Data excerpt:
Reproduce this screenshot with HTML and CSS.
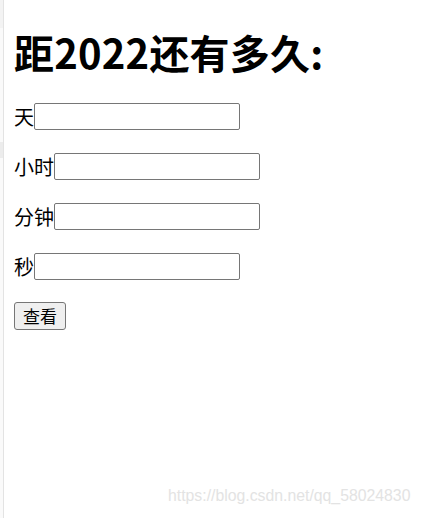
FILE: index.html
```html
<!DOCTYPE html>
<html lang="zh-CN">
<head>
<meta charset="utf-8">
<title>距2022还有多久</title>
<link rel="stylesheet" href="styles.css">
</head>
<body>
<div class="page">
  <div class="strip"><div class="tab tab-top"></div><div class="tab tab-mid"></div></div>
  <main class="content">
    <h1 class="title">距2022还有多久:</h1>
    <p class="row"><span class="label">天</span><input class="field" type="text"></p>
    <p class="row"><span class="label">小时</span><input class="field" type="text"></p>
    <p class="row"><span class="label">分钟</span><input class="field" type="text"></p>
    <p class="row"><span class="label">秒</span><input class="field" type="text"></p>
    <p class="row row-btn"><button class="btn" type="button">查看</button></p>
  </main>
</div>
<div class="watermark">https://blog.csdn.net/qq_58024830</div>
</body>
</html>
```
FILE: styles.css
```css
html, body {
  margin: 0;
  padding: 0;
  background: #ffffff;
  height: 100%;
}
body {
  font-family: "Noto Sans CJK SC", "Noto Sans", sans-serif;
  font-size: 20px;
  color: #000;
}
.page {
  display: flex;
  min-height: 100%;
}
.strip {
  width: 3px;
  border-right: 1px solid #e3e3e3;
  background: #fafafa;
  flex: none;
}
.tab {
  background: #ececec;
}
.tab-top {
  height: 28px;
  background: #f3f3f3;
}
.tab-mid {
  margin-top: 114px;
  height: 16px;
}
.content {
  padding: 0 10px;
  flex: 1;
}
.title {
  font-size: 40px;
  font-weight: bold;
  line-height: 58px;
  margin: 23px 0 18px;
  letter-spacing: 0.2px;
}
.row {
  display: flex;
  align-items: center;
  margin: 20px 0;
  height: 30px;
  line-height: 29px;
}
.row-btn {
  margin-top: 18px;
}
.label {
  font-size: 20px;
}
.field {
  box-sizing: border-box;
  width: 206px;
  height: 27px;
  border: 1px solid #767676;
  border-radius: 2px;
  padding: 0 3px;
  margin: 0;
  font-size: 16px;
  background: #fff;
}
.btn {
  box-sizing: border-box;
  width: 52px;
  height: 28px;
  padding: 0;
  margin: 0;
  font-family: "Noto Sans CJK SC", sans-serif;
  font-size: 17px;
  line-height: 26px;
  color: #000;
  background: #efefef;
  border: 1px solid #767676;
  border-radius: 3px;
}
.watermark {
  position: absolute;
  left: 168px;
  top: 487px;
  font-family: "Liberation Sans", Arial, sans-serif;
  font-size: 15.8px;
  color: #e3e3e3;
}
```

Work to complete: Write out the listing above again, exactly, but with no pictures in the copy.

Result of the task:
Reproduce this screenshot with HTML and CSS.
FILE: index.html
```html
<!DOCTYPE html>
<html lang="zh-CN">
<head>
<meta charset="utf-8">
<title>距2022还有多久</title>
<link rel="stylesheet" href="styles.css">
</head>
<body>
<div class="page">
  <div class="strip"><div class="tab tab-top"></div><div class="tab tab-mid"></div></div>
  <main class="content">
    <h1 class="title">距2022还有多久:</h1>
    <p class="row"><span class="label">天</span><input class="field" type="text"></p>
    <p class="row"><span class="label">小时</span><input class="field" type="text"></p>
    <p class="row"><span class="label">分钟</span><input class="field" type="text"></p>
    <p class="row"><span class="label">秒</span><input class="field" type="text"></p>
    <p class="row row-btn"><button class="btn" type="button">查看</button></p>
  </main>
</div>
<div class="watermark">https://blog.csdn.net/qq_58024830</div>
</body>
</html>
```
FILE: styles.css
```css
html, body {
  margin: 0;
  padding: 0;
  background: #ffffff;
  height: 100%;
}
body {
  font-family: "Noto Sans CJK SC", "Noto Sans", sans-serif;
  font-size: 20px;
  color: #000;
}
.page {
  display: flex;
  min-height: 100%;
}
.strip {
  width: 3px;
  border-right: 1px solid #e3e3e3;
  background: #fafafa;
  flex: none;
}
.tab {
  background: #ececec;
}
.tab-top {
  height: 28px;
  background: #f3f3f3;
}
.tab-mid {
  margin-top: 114px;
  height: 16px;
}
.content {
  padding: 0 10px;
  flex: 1;
}
.title {
  font-size: 40px;
  font-weight: bold;
  line-height: 58px;
  margin: 23px 0 18px;
  letter-spacing: 0.2px;
}
.row {
  display: flex;
  align-items: center;
  margin: 20px 0;
  height: 30px;
  line-height: 29px;
}
.row-btn {
  margin-top: 18px;
}
.label {
  font-size: 20px;
}
.field {
  box-sizing: border-box;
  width: 206px;
  height: 27px;
  border: 1px solid #767676;
  border-radius: 2px;
  padding: 0 3px;
  margin: 0;
  font-size: 16px;
  background: #fff;
}
.btn {
  box-sizing: border-box;
  width: 52px;
  height: 28px;
  padding: 0;
  margin: 0;
  font-family: "Noto Sans CJK SC", sans-serif;
  font-size: 17px;
  line-height: 26px;
  color: #000;
  background: #efefef;
  border: 1px solid #767676;
  border-radius: 3px;
}
.watermark {
  position: absolute;
  left: 168px;
  top: 487px;
  font-family: "Liberation Sans", Arial, sans-serif;
  font-size: 15.8px;
  color: #e3e3e3;
}
```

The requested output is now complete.